Delta 8, 9, and 10 are legal in Wyoming as long as the THC extract remains under the 0.3% threshold.

A website dedicated to hemp flower states that "Both hemp and marijuana contain different concentrations of naturally occurring delta 9 THC. Hemp-derived delta 9 THC is derived from hemp’s mature buds and flowers. Unlike marijuana, hemp is legal Cannabis sativa with less than 0.3% delta 9 THC by weight. So, when extracted from hemp with low THC levels, delta 9 is a legal compound federally. The new THC gummies are infused with 10mg THC, but their THC concentration does not exceed 0.3%."

The legalization of hemp and derivatives of cannabinoids was made possible because of the 2018 Farm Bill, signed into legislation by Donald Trump.

According to the FDA, "In December of 2018, the 2018 Farm Bill was signed into law. It removed hemp, defined as cannabis (Cannabis sativa L.) and derivatives of cannabis with extremely low concentrations of the psychoactive compound delta-9-tetrahydrocannabinol (THC) (no more than 0.3 percent THC on a dry weight basis), from the definition of marijuana in the Controlled Substances Act (CSA)."

Watt said that his sale of Delta compounds did not come lightly.

"When we came across it in 2018, I spent about a year researching it, partnering with my attorney, partnering with other industry leaders and getting the facts. It took over a year and my attorney reached back out to me, saying 'You're a greenlight to go until legislators come up with a way to stop it."

None of that is to say, however, that the way certain products are marketed can't be harmful, both to individuals and to the hemp companies doing things the right way.

"I knew that, eventually, this was going to come down the pipe," Watt revealed. "Those products [the police] are finding; I was looking at pictures. They're not labeled correctly, per our industry.
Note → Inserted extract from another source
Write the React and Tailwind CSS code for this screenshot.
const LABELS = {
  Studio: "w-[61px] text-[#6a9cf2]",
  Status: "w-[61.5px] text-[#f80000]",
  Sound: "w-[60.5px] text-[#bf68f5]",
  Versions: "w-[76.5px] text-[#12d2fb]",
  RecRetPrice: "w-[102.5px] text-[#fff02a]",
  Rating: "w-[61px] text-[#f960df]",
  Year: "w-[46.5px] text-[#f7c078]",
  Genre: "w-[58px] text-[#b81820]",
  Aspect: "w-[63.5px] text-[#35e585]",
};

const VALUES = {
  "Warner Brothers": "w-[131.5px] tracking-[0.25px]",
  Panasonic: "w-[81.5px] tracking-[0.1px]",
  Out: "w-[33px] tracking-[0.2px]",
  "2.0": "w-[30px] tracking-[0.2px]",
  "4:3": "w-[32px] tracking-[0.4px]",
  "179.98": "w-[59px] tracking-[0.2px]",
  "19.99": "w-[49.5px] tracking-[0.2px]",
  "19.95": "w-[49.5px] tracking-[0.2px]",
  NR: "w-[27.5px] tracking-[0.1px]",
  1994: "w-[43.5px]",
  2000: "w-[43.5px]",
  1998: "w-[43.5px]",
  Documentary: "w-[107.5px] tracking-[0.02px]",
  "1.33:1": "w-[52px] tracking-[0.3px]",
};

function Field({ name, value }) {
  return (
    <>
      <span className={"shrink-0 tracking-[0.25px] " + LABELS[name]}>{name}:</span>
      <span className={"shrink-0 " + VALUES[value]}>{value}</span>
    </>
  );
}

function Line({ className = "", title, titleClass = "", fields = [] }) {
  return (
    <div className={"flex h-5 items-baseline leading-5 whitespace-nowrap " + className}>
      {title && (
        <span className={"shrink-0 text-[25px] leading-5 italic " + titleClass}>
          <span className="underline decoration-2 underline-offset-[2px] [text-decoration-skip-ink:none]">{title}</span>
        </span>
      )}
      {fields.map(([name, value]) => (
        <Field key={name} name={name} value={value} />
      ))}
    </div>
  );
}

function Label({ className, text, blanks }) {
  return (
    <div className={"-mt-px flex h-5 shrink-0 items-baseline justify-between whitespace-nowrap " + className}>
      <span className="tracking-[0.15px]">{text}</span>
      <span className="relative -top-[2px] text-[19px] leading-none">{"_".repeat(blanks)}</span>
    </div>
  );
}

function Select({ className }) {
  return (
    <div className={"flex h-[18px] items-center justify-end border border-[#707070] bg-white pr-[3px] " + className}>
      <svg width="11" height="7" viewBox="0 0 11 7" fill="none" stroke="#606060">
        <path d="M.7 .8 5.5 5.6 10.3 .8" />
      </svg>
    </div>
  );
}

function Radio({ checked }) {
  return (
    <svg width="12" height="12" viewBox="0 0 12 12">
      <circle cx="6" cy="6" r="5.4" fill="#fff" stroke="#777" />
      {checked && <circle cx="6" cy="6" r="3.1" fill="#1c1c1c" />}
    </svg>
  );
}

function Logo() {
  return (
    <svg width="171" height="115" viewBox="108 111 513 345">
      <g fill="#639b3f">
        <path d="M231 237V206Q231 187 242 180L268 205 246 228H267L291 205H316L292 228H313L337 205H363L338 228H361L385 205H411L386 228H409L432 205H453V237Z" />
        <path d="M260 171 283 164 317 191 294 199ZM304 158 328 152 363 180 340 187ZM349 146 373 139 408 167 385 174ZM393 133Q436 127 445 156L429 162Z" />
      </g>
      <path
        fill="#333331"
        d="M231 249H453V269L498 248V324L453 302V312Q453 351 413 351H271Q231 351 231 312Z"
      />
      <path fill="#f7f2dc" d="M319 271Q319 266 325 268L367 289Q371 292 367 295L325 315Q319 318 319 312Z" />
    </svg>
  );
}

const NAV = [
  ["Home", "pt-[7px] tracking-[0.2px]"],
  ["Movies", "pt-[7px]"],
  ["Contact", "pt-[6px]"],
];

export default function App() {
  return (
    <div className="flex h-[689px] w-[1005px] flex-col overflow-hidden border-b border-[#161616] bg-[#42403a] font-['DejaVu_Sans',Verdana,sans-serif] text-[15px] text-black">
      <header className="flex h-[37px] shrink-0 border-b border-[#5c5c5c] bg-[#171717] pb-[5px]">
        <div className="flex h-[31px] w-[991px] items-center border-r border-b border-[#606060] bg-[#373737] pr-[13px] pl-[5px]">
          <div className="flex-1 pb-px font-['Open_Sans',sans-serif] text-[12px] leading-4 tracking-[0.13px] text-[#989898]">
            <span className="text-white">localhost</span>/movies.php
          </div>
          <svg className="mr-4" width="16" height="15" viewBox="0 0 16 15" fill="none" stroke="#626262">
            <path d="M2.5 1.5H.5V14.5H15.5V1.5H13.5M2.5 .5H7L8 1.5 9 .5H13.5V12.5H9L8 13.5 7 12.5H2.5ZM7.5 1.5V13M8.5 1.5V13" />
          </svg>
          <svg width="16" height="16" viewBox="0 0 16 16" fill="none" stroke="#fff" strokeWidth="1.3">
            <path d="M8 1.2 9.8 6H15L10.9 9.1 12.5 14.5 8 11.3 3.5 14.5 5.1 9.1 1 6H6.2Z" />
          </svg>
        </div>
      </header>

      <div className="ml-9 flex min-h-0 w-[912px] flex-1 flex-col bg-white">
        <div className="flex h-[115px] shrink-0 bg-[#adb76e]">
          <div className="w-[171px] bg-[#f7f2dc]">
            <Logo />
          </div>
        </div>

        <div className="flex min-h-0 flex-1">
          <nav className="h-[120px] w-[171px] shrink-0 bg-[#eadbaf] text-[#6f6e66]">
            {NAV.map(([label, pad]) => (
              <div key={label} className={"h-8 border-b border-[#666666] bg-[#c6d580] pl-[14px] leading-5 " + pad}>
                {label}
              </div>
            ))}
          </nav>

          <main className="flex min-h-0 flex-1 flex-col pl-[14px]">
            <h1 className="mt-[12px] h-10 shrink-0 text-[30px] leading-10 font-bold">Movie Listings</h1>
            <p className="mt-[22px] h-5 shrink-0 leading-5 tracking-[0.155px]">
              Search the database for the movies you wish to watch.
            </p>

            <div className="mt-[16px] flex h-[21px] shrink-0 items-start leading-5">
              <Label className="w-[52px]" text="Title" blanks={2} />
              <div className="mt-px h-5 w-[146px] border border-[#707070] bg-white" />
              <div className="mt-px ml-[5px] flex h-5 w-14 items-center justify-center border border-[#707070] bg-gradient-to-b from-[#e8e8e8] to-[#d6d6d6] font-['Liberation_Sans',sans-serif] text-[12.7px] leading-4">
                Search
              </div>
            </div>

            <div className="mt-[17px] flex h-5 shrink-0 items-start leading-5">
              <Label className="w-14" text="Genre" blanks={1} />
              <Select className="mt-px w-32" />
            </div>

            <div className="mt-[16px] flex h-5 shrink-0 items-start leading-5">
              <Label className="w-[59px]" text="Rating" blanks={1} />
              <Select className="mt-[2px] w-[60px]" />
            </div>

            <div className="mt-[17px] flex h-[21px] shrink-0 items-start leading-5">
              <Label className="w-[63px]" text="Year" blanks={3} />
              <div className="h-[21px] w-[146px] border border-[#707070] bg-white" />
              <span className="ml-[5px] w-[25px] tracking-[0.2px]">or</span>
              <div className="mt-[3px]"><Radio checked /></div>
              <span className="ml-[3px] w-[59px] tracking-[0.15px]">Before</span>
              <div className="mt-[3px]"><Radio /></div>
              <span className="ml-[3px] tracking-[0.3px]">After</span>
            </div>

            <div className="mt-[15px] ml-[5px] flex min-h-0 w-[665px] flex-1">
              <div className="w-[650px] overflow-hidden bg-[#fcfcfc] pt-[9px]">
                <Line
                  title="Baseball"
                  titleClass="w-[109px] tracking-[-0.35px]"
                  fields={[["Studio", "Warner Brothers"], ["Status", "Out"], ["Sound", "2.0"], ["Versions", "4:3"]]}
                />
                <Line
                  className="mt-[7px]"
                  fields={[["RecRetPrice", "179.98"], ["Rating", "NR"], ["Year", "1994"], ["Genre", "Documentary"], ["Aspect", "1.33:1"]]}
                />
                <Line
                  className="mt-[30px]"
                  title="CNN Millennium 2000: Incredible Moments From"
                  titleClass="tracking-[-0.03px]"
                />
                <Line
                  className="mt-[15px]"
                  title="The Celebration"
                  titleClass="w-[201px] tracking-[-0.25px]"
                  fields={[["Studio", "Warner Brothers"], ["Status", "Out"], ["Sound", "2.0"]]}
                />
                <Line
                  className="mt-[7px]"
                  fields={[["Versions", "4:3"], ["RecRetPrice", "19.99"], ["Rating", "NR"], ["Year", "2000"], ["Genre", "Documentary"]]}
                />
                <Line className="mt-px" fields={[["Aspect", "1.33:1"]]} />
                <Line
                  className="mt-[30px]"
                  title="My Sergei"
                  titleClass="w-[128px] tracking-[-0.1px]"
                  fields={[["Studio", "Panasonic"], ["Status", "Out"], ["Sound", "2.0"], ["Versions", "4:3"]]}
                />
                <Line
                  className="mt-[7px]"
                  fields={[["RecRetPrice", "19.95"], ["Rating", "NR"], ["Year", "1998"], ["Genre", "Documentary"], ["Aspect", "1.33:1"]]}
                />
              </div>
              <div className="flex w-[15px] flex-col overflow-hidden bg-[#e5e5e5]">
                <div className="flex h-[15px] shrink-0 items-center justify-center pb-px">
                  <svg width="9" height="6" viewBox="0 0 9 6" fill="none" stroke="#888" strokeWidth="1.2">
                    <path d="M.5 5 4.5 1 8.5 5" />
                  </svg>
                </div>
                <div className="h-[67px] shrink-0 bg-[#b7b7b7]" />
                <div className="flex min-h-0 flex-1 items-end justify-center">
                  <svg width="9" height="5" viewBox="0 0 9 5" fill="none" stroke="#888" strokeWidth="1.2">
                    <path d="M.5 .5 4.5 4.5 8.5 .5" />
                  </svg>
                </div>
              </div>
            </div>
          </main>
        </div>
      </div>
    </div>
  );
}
Nothing states in the Wyoming law on how I'm supposed to label products, but I go above and beyond to label my product to the 'T,' and we do not encourage children to come in and buy the product 'because it's candy.'"

In fact, Watt said, the majority of his customers are between the ages of 50 and 60 years old. Out of the 2500 people who come into Plate Hemp Company, the majority of them are over the age of 50.

Watt said that he wants to have a good, working relationship with the Casper Police Department, as well as any other agency that wants to take the time to educate themselves about the products that are offered at his store.

"We've had Casper PD step into the shop recently, asking about [our products]," he said. "One of our sales associates spent a good 15, 25 minutes educating the police officer and telling him about our process and how we do things. We put a COA scan code on all of our products. Again, Wyoming law says I don't have to do that, but I do it regardless because I want my customers to know what they are consuming. We have all of our products tested at an ACS laboratory, which is a DEA-certified laboratory."

So, while the Casper Police Department weren't wrong in bringing attention to the packaging of these products, Watt believes the products themselves were unfairly demonized. His point is that the manufacturer should have been more responsible in how they market their products, and the CPD should have been more responsible in relaying all of the facts about the products.

"I'm all about entrepreneurship," Watt said. "But I'm just saying, do it right. Do not hurt this industry. Because we all know it can go south quick."